2. Start the container

Change the value of IMG and WORKDIR to your choices in the script below, and run the script. Shutdown Jupyter or other service/program which are using port 8888 or 9999.

For Linux/macOS/Windows WSL, run this in bash/terminal

IMG="qpod/full:latest"
WORKDIR="/root"  # <- macOS change this to /Users/your_user_name

docker run -d --restart=always \
    --name=QPod \
    --hostname=QPod \
    -p 8888:8888 -p 9999:9999 \
    -v $WORKDIR:/root \
    $IMG
sleep 10s && docker logs QPod 2>&1|grep token=

⚠️ To use QPod with NVIDIA GPU machines with nvidia-docker, be sure to:

  • 👉 Use Docker >= 19.03 and the command nvidia-smi works well on host machine
  • 👉 Add option (after --restart=always) in the docker run command to enable GPU access: --gpus all (for older version of nvidia-container, use --runtime nvidia)
  • 👉 Use IMG="qpod/full-cuda" or other images with cuda support

For Windows, run this in Terminal or CMD

Docker on Windows doesn't support GPU yet (cuda WSL support is coming soon).
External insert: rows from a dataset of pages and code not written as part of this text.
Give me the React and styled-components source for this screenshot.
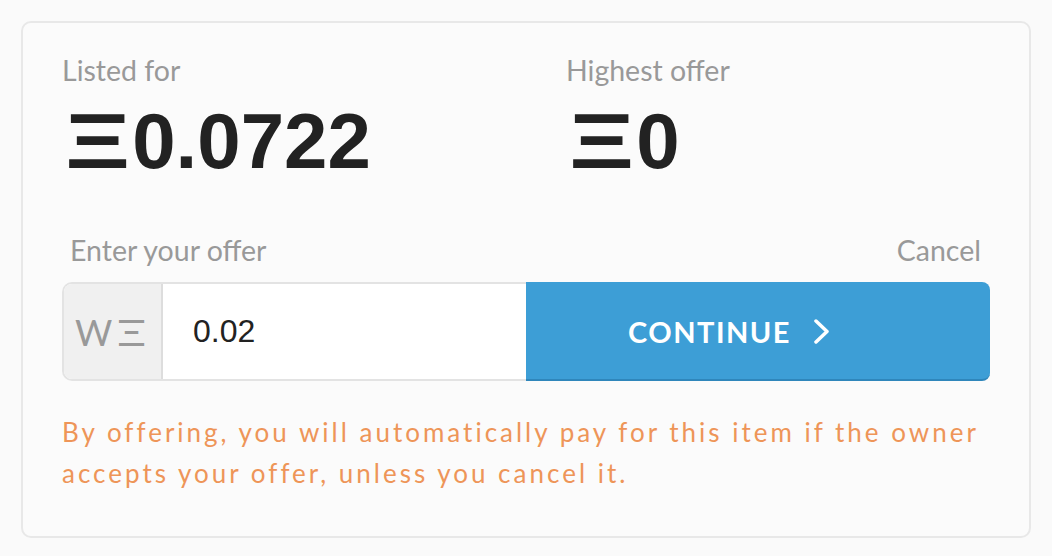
import styled, { createGlobalStyle } from "styled-components"

const GlobalStyle = createGlobalStyle`
  html, body {
    margin: 0;
    padding: 0;
    background: #fafafa;
  }
  body {
    font-family: Lato, "Noto Sans", sans-serif;
  }
`

const Page = styled.div`
  padding: 21px 21px 17px 21px;
`
const Card = styled.div`
  background: #fbfbfb;
  border: 2px solid #e8e8e8;
  border-radius: 10px;
  padding: 32px 39px 42px 39px;
`
const Stats = styled.div`
  display: grid;
  grid-template-columns: 504px 1fr;
`
const Stat = styled.div`
  display: flex;
  flex-direction: column;
`
const Label = styled.span`
  font-size: 28.5px;
  line-height: 30px;
  color: #999;
`
const Price = styled.div`
  margin-top: 18px;
  font-family: "Liberation Sans", Arial, sans-serif;
  font-weight: 700;
  font-size: 78px;
  line-height: 76px;
  color: #222;
`
const Eth = styled.span`
  display: inline-block;
  transform: scaleX(${(p) => p.$scale || 1.3});
  transform-origin: left center;
  margin-left: ${(p) => p.$left || 0}px;
  margin-right: ${(p) => p.$right || 0}px;
`
const OfferHead = styled.div`
  display: flex;
  justify-content: space-between;
  margin-top: 56px;
  padding: 0 9px 0 8px;
`
const CancelLink = styled.span`
  font-size: 28.5px;
  line-height: 30px;
  color: #999;
  cursor: pointer;
`
const OfferRow = styled.div`
  display: flex;
  margin-top: 17px;
  height: 99px;
`
const InputBox = styled.div`
  flex: 1;
  display: flex;
  border: 2px solid #e3e3e3;
  border-right: none;
  border-radius: 10px 0 0 10px;
  overflow: hidden;
  background: #fff;
`
const Prefix = styled.div`
  width: 99px;
  display: flex;
  align-items: center;
  padding-left: 11px;
  box-sizing: border-box;
  background: #f0f0f0;
  border-right: 2px solid #ddd;
  color: #999;
  font-size: 36px;
  font-weight: 400;
`
const Amount = styled.input`
  flex: 1;
  min-width: 0;
  border: none;
  outline: none;
  background: #fff;
  padding: 0 0 0 30px;
  font-family: "Liberation Sans", Arial, sans-serif;
  font-size: 32px;
  color: #222;
`
const Button = styled.button`
  width: 464px;
  display: flex;
  align-items: center;
  justify-content: center;
  gap: 22px;
  border: none;
  border-bottom: 2px solid #2f86bb;
  border-radius: 0 8px 8px 0;
  background: #3d9ed6;
  color: #fff;
  font-family: Lato, sans-serif;
  font-weight: 700;
  font-size: 29px;
  letter-spacing: 1.5px;
  cursor: pointer;
  padding: 2px 58px 0 0;
`
const Note = styled.p`
  margin: 31px 0 0 0;
  color: #ee9558;
  font-size: 26px;
  line-height: 41px;
  letter-spacing: 3px;
`

const Chevron = () => (
  <svg width="17" height="25" viewBox="0 0 17 25" fill="none">
    <path d="M3 2 L14 12.5 L3 23" stroke="#fff" strokeWidth="3.5" strokeLinecap="round" strokeLinejoin="round" />
  </svg>
)

const App = () => {
  return (
    <Page>
      <GlobalStyle />
      <Card>
        <Stats>
          <Stat>
            <Label>Listed for</Label>
            <Price>
              <Eth $left={3} $right={17}>Ξ</Eth>0.0722
            </Price>
          </Stat>
          <Stat>
            <Label>Highest offer</Label>
            <Price>
              <Eth $left={3} $right={17}>Ξ</Eth>0
            </Price>
          </Stat>
        </Stats>
        <OfferHead>
          <Label>Enter your offer</Label>
          <CancelLink>Cancel</CancelLink>
        </OfferHead>
        <OfferRow>
          <InputBox>
            <Prefix>
              W<Eth $scale={1.3} $left={5}>Ξ</Eth>
            </Prefix>
            <Amount defaultValue="0.02" />
          </InputBox>
          <Button>
            CONTINUE
            <Chevron />
          </Button>
        </OfferRow>
        <Note>
          By offering, you will automatically pay for this item if the owner accepts your offer, unless you cancel it.
        </Note>
      </Card>
    </Page>
  )
}

export default App
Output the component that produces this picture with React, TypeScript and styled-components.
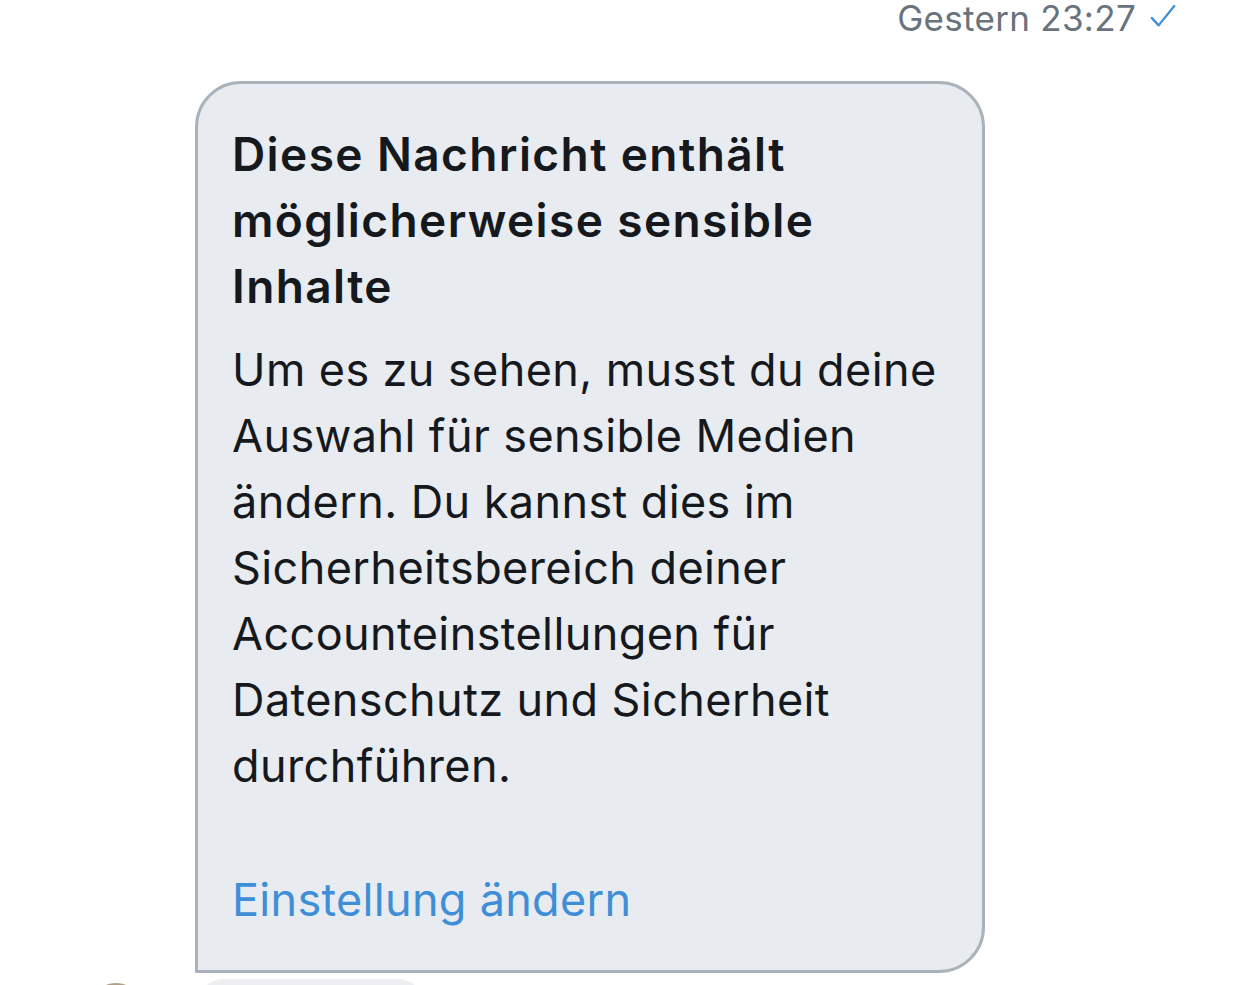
import React from 'react';
import styled, { createGlobalStyle } from 'styled-components';

const GlobalStyle = createGlobalStyle`
  html, body {
    margin: 0;
    padding: 0;
    background: #ffffff;
    height: 985px;
    overflow: hidden;
  }
  body {
    font-family: Inter, "Noto Sans", sans-serif;
    -webkit-font-smoothing: antialiased;
  }
`;

const Page = styled.div`
  display: flex;
  flex-direction: column;
`;

const Meta = styled.div`
  display: flex;
  justify-content: flex-end;
  align-items: center;
  gap: 12px;
  padding-right: 64px;
  padding-top: 0;
  height: 36px;
  color: #69737d;
  font-size: 35px;
  line-height: 34px;
  letter-spacing: 0.3px;
`;

const Tick = styled.svg`
  width: 30px;
  height: 30px;
  margin-top: -4px;
`;

const Bubble = styled.div`
  margin: 45px 0 0 195px;
  width: 790px;
  box-sizing: border-box;
  height: 892px;
  background: #e8ebef;
  border: 3px solid #aab3bb;
  border-radius: 46px 46px 46px 0;
  padding: 37px 36px 0 34px;
  color: #15191d;
`;

const Title = styled.div`
  max-width: 600px;
  font-size: 46px;
  font-weight: 600;
  line-height: 66px;
  letter-spacing: 1.4px;
`;

const Body = styled.div`
  margin-top: 18px;
  font-size: 45px;
  font-weight: 400;
  line-height: 66px;
  letter-spacing: 0.4px;
`;

const Link = styled.div`
  margin-top: 68px;
  font-size: 45px;
  line-height: 66px;
  color: #3f8fd8;
  letter-spacing: 0.3px;
`;

const NextRow = styled.div`
  display: flex;
  align-items: flex-start;
  margin-top: 6px;
  height: 60px;
`;

const Avatar = styled.div`
  width: 56px;
  height: 56px;
  border-radius: 50%;
  background: #ad9f8a;
  margin: 4px 0 0 88px;
`;

const NextBubble = styled.div`
  margin-left: 51px;
  width: 232px;
  height: 60px;
  background: #eceef1;
  border-radius: 30px 30px 30px 0;
`;

export default function App() {
  return (
    <Page>
      <GlobalStyle />
      <Meta>
        <span>Gestern 23:27</span>
        <Tick viewBox="0 0 24 24" fill="none" stroke="#3f8fd8" strokeWidth="1.8" strokeLinecap="round" strokeLinejoin="round">
          <path d="M3 13.5l5.5 6L21 4" />
        </Tick>
      </Meta>
      <Bubble>
        <Title>Diese Nachricht enthält möglicherweise sensible Inhalte</Title>
        <Body>
          Um es zu sehen, musst du deine Auswahl für sensible Medien ändern. Du kannst dies im
          Sicherheitsbereich deiner Accounteinstellungen für Datenschutz und Sicherheit durchführen.
        </Body>
        <Link>Einstellung ändern</Link>
      </Bubble>
      <NextRow>
        <Avatar />
        <NextBubble />
      </NextRow>
    </Page>
  );
}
SET IMG="qpod/full:latest"
SET WORKDIR="D:/work"

docker run -d --restart=always ^
    --name=QPod ^
    --hostname=QPod ^
    -p 8888:8888 9999:9999 ^
    -v %WORKDIR%:/root ^
    %IMG%
timeout 10 && docker logs QPod 2>&1|findstr token=

3. Sit back for minutes and get the first-time login token

The commands in the last step will:

  • trigger a docker image download process which may take minutes
  • start a docker container named QPod
  • print a string contains a URL, which includes a 48-digit hexadecimal number

Copy the printed hexadecimal string after ?token= as the first-time login token.

Go! 🎉

Access http://localhost:8888 (or http://ip-address:8888) in your browser and paste the token you just copied to start the journey.

Additional Information

FAQ

For a list of FAQ or other information, please refer to the wiki page of this repo.

Hardware

The images are built based on ubuntu:latest and only tested on the x86 platform. Minor modifications are expected to port to arm64, ppc64le platform.

Package Management

Although conda is installed, we do not recommend to use conda to install a lib/package, because:

  • conda repo mirrors are generally not avaliable in restricted enterprise LAN, especially in fincial/medical related companies.
  • conda does not reuse the existing system library yet if a system lib is already installed -- conda installs it again.
  • An open-source alternative, mamba is installed.

Customization

These images are highly customizable. If you find a system lib / Python module / R packages is missing, you can easily add one in the install_XX.list in the work folder. Utilites scripts and functions in /opt/utils folder will be helpful for custimize images.